__Direction__:
Count how many lines below include the string "styles", and give that number without anything else.

__Records shown__:
** start **

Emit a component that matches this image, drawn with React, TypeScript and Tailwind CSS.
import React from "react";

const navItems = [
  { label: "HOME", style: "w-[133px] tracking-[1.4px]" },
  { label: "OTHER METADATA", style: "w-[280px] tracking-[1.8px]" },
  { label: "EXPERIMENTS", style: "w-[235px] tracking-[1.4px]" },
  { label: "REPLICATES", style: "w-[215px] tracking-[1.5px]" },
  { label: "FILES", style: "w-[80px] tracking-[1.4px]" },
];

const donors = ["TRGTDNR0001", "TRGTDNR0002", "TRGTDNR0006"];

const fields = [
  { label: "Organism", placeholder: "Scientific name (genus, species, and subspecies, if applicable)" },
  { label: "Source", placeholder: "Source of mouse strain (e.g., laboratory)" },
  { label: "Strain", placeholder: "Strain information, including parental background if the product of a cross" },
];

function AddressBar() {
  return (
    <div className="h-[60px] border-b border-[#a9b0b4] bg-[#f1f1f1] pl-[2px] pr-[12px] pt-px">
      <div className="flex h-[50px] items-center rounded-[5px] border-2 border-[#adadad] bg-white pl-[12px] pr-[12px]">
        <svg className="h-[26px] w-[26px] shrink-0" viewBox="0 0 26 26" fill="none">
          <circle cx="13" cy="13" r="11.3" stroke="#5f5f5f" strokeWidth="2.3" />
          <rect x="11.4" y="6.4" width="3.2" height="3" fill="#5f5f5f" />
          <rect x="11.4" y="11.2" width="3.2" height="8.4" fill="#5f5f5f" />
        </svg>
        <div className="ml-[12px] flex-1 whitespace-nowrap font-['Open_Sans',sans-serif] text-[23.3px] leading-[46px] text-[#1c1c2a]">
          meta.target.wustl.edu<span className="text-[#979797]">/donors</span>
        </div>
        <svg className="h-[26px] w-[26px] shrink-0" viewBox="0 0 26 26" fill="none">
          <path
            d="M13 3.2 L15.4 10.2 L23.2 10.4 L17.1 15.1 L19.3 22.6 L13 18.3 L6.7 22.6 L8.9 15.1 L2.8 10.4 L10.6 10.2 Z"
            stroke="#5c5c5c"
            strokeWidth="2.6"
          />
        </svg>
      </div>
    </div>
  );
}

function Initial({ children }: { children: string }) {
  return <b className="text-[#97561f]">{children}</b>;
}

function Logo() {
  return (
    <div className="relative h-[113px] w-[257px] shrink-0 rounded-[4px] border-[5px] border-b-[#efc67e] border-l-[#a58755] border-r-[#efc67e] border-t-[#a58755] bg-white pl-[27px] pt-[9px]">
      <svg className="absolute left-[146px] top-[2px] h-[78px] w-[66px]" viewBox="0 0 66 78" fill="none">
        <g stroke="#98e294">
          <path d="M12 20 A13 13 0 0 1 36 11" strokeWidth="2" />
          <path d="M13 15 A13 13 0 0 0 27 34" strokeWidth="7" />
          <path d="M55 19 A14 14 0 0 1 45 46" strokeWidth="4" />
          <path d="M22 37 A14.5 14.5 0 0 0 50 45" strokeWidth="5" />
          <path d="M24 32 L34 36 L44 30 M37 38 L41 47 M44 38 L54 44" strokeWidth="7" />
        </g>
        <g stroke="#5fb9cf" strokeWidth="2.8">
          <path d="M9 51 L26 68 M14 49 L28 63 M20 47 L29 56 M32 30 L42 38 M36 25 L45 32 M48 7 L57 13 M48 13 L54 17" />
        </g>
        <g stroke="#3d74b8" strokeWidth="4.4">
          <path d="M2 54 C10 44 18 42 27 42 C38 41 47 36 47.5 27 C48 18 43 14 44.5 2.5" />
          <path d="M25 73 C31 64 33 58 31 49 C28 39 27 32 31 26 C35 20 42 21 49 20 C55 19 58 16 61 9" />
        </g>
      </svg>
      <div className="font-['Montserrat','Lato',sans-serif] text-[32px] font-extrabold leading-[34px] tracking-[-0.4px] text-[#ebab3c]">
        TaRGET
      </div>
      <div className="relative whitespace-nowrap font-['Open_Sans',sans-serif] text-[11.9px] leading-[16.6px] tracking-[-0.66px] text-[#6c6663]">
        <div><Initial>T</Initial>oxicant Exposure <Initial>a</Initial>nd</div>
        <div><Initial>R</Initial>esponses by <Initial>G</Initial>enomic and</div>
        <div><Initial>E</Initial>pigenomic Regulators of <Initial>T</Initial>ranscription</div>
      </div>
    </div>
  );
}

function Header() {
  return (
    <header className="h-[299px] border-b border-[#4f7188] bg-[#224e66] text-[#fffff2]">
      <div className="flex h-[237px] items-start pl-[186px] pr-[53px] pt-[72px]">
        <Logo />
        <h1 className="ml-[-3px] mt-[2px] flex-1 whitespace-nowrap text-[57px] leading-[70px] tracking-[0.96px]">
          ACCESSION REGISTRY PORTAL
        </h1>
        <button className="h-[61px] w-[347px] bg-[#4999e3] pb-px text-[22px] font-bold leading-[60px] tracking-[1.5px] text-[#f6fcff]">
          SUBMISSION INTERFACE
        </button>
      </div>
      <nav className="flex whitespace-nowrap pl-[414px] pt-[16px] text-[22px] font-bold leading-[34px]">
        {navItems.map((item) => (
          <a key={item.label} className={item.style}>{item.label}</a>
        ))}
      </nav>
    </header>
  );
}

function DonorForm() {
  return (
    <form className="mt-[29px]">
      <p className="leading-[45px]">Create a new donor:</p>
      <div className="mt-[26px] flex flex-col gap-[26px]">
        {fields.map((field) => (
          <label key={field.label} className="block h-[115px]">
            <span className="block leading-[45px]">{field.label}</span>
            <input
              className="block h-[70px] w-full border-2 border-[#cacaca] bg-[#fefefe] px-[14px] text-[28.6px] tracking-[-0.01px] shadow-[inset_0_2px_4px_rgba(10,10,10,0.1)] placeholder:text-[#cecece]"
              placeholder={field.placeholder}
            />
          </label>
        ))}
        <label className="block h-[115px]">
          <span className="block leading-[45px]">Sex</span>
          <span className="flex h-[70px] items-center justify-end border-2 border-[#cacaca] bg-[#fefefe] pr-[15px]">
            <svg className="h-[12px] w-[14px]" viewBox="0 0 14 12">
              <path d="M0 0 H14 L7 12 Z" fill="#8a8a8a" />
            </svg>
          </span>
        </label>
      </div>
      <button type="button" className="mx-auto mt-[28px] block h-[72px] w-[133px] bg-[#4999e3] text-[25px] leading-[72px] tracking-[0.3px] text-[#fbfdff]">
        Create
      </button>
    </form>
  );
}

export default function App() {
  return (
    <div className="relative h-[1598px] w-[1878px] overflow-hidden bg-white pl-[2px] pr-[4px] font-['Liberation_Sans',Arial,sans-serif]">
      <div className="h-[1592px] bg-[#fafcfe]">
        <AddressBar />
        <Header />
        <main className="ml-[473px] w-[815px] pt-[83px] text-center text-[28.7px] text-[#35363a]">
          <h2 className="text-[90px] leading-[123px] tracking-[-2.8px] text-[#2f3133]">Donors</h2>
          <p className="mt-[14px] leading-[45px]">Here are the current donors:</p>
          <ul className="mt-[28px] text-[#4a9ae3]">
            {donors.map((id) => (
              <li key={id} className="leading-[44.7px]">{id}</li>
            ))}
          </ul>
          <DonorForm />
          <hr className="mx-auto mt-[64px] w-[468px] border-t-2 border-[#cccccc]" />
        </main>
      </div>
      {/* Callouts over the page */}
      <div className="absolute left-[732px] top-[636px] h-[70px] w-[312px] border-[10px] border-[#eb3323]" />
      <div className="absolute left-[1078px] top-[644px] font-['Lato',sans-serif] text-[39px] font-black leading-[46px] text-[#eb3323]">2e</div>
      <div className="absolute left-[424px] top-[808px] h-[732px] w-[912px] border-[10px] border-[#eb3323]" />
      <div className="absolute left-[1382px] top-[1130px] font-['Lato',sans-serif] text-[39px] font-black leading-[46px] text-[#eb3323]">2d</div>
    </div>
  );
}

** end **
** start **

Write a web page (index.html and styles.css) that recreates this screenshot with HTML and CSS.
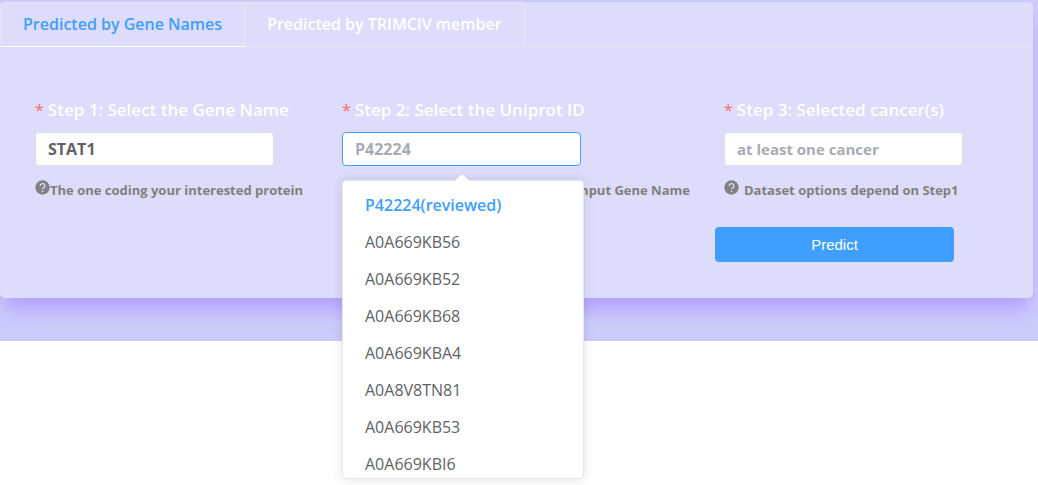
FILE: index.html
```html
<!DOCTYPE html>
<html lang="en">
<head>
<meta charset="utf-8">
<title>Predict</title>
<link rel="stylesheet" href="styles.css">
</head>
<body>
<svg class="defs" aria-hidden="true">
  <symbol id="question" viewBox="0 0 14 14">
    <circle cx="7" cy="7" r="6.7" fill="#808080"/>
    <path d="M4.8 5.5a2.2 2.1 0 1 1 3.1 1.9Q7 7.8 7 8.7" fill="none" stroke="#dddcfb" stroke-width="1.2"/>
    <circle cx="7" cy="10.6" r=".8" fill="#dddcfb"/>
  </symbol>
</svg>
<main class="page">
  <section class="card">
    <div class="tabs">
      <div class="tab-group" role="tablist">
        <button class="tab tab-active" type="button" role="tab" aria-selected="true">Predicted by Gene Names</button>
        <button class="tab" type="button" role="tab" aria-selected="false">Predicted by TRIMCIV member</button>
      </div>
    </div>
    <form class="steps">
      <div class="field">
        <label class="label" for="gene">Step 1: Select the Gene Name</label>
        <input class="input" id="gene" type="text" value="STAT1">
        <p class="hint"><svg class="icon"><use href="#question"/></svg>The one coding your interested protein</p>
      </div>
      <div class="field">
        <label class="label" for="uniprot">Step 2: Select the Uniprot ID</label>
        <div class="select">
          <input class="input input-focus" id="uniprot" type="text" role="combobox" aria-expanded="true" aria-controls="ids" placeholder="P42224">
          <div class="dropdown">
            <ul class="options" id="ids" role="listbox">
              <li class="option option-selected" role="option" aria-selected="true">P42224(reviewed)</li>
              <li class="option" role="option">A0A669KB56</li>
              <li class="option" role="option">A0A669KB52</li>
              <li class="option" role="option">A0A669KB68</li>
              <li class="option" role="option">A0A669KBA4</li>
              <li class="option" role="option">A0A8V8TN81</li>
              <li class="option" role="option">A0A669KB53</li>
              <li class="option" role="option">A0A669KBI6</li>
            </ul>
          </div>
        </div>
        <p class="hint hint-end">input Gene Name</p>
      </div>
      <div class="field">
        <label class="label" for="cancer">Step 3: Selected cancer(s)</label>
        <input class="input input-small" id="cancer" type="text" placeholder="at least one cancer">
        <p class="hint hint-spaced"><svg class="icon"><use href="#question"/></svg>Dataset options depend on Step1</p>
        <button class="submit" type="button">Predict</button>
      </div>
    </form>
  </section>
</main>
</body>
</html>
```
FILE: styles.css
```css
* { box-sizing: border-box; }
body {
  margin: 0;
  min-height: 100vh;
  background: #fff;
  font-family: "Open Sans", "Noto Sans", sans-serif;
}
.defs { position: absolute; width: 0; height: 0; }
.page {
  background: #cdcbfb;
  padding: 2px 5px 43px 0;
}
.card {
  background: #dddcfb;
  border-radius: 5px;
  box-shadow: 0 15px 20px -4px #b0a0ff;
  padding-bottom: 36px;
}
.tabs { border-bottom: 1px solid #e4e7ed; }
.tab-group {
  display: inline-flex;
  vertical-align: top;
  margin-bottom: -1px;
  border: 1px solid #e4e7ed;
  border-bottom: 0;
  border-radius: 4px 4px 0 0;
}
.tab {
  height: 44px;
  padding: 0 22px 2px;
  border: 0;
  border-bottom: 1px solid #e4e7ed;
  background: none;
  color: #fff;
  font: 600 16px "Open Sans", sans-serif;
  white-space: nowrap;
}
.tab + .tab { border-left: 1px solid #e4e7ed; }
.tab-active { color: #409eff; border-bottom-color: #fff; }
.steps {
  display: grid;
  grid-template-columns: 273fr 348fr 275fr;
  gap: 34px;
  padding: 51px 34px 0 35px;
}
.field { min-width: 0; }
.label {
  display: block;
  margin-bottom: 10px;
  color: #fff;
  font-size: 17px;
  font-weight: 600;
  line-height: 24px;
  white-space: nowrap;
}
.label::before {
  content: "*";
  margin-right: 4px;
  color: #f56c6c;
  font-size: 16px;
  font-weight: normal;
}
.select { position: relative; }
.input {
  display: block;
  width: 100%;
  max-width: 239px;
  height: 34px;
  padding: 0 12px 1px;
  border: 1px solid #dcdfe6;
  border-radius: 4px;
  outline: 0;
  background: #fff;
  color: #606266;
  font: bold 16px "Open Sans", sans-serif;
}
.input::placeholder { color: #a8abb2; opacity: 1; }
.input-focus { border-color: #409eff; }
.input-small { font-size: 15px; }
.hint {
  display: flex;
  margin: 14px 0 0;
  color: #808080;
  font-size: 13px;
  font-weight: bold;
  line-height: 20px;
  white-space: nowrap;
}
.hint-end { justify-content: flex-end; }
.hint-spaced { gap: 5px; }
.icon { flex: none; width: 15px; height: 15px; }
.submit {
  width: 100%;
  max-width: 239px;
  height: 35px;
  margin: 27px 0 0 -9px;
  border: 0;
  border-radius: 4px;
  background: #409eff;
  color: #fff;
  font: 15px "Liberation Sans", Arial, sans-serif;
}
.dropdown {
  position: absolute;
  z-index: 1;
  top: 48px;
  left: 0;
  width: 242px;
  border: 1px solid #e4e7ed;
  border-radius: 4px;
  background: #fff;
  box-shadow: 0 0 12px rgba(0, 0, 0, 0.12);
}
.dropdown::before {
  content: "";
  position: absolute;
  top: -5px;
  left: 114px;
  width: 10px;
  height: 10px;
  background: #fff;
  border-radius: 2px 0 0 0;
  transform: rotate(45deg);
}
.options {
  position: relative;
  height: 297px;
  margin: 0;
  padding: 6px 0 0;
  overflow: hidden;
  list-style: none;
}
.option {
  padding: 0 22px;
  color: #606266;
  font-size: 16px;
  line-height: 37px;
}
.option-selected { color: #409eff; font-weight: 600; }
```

** end **
** start **

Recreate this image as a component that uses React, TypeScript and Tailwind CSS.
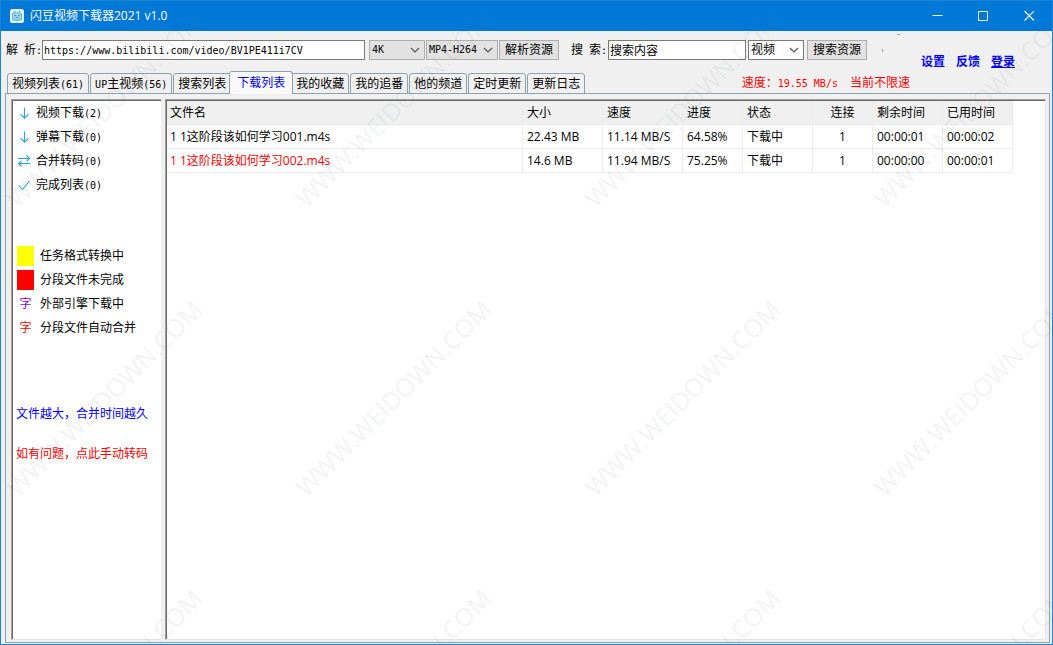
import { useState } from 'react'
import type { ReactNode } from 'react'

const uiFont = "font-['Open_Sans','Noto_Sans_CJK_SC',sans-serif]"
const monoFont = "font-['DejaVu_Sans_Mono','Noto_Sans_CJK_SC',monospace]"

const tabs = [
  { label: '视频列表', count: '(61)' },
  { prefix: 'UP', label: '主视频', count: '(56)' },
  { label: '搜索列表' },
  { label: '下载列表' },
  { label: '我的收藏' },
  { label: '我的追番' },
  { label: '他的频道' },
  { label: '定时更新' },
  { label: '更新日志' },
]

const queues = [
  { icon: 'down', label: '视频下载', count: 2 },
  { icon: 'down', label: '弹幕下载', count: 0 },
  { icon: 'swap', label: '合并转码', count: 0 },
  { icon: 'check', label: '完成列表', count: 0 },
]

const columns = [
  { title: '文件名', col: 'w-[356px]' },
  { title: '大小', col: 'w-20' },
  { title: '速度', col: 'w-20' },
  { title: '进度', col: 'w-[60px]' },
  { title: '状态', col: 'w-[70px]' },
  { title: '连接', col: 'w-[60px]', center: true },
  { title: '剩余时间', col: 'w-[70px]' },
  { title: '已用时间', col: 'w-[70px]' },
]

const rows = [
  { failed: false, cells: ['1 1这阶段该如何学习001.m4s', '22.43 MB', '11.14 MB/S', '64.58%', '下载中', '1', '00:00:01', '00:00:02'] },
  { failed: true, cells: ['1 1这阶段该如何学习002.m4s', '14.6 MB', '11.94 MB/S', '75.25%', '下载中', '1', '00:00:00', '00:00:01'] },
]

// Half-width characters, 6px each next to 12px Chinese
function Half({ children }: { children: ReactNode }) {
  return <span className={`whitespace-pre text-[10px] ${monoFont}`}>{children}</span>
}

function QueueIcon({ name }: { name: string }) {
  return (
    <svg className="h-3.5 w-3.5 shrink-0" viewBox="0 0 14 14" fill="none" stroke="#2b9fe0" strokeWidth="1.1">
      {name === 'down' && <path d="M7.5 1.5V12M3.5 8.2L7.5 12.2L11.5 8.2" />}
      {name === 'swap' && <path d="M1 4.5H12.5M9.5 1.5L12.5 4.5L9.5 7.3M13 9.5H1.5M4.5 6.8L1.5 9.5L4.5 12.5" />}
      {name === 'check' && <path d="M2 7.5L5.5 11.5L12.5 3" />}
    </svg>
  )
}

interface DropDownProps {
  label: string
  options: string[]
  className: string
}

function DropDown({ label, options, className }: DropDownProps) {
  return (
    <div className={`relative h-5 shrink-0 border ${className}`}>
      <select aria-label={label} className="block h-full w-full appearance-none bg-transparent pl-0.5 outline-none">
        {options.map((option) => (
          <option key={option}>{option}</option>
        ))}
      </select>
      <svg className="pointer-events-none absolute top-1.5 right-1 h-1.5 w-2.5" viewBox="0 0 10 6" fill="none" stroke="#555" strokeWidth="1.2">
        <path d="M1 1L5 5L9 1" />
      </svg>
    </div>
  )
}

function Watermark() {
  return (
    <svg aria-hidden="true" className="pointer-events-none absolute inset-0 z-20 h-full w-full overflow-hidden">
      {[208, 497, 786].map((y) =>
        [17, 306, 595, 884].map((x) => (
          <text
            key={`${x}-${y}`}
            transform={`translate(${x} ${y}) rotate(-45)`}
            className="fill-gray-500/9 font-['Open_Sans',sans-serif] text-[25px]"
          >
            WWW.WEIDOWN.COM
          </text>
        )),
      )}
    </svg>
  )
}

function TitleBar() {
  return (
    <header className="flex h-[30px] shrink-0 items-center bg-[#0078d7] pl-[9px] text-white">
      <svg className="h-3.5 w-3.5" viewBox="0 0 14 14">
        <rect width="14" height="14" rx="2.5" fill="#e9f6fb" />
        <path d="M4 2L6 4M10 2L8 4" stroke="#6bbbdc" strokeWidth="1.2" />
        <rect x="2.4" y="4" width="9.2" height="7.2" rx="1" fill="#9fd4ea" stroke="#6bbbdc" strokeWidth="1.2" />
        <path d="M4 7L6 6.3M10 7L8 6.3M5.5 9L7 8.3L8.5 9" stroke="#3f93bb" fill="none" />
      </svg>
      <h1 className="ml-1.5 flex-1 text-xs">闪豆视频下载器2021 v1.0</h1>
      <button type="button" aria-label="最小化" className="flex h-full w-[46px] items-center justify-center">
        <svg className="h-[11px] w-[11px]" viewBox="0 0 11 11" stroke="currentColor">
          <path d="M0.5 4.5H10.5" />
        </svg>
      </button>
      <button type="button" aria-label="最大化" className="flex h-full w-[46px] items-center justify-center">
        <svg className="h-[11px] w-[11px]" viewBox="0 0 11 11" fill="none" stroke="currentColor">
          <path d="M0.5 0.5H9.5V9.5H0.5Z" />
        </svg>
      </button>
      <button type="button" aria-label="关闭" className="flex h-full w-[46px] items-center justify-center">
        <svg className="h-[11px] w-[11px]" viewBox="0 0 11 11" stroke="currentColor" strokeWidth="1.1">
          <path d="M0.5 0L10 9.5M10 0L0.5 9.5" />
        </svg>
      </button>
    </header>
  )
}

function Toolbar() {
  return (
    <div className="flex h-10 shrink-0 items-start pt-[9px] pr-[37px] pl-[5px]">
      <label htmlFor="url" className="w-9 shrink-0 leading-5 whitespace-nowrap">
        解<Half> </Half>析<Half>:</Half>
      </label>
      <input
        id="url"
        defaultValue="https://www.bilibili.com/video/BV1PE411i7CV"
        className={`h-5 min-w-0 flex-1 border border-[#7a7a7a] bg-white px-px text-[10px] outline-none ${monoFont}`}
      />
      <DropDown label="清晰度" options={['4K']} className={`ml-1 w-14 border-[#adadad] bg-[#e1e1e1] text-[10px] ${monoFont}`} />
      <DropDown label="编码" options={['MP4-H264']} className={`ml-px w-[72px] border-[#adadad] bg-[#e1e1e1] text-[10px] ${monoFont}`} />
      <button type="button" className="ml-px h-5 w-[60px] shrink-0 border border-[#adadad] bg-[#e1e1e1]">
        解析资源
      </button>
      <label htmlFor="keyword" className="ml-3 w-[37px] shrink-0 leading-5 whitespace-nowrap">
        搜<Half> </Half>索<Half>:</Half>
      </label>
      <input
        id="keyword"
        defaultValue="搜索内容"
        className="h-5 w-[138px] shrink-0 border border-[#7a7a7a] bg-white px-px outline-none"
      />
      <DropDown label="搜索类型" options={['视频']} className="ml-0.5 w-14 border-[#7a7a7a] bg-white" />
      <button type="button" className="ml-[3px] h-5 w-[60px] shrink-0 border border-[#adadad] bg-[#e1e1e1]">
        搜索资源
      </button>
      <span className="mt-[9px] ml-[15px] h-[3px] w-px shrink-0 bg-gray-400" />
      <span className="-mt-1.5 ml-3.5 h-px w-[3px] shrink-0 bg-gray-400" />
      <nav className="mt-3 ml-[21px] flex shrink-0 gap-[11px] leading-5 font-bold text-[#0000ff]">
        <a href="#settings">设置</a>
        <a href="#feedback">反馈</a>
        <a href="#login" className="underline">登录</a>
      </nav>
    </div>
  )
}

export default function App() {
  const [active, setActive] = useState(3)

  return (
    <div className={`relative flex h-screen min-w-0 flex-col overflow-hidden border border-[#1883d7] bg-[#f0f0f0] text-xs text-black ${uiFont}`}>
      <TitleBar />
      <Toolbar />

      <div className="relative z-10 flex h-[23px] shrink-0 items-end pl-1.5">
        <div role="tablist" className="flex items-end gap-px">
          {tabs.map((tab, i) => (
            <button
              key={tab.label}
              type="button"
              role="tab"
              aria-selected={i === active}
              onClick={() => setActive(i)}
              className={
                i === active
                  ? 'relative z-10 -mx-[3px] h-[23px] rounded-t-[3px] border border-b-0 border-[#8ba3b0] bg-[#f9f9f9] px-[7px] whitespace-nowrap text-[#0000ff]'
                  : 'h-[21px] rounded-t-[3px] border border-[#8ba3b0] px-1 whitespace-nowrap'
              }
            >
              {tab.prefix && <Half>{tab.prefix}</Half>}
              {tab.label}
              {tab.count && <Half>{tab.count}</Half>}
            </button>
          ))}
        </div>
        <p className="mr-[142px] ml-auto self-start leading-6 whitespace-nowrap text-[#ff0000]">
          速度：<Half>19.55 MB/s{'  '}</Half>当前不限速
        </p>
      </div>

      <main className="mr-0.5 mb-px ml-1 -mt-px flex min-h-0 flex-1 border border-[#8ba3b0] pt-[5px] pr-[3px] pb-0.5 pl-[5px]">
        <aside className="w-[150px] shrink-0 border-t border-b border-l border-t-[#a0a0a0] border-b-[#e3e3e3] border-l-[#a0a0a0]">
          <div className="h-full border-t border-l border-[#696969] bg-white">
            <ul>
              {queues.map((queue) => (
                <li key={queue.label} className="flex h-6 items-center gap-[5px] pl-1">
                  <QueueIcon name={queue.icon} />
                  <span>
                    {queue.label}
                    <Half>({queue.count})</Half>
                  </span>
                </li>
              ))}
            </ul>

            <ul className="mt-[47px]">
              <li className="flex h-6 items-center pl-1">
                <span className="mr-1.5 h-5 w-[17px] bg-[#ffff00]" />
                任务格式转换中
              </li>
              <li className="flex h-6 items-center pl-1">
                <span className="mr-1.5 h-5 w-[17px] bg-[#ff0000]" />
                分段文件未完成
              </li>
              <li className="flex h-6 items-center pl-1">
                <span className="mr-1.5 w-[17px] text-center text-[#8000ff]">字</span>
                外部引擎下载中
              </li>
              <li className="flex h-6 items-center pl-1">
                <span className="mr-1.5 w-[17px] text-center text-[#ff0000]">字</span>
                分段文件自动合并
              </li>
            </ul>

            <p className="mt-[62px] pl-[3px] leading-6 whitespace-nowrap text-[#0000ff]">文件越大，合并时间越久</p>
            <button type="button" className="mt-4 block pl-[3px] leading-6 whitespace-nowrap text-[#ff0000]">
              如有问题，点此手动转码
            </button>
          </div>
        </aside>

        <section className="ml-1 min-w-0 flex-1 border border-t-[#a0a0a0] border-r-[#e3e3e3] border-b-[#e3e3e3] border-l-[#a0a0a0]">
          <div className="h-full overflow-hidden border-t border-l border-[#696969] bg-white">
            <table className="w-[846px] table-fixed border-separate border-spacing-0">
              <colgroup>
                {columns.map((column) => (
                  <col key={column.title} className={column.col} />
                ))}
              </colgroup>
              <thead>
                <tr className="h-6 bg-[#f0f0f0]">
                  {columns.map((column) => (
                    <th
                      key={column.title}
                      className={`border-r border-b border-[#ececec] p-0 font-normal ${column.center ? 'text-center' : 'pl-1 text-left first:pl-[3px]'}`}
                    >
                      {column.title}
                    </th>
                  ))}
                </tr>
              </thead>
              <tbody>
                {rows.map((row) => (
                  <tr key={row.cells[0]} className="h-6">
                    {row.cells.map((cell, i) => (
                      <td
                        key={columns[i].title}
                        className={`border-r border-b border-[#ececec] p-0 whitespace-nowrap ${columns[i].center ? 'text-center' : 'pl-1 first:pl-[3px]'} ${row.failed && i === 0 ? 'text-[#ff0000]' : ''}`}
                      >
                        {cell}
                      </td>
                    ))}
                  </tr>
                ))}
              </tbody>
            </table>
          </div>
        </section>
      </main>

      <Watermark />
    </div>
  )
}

** end **

__Correct result__:
3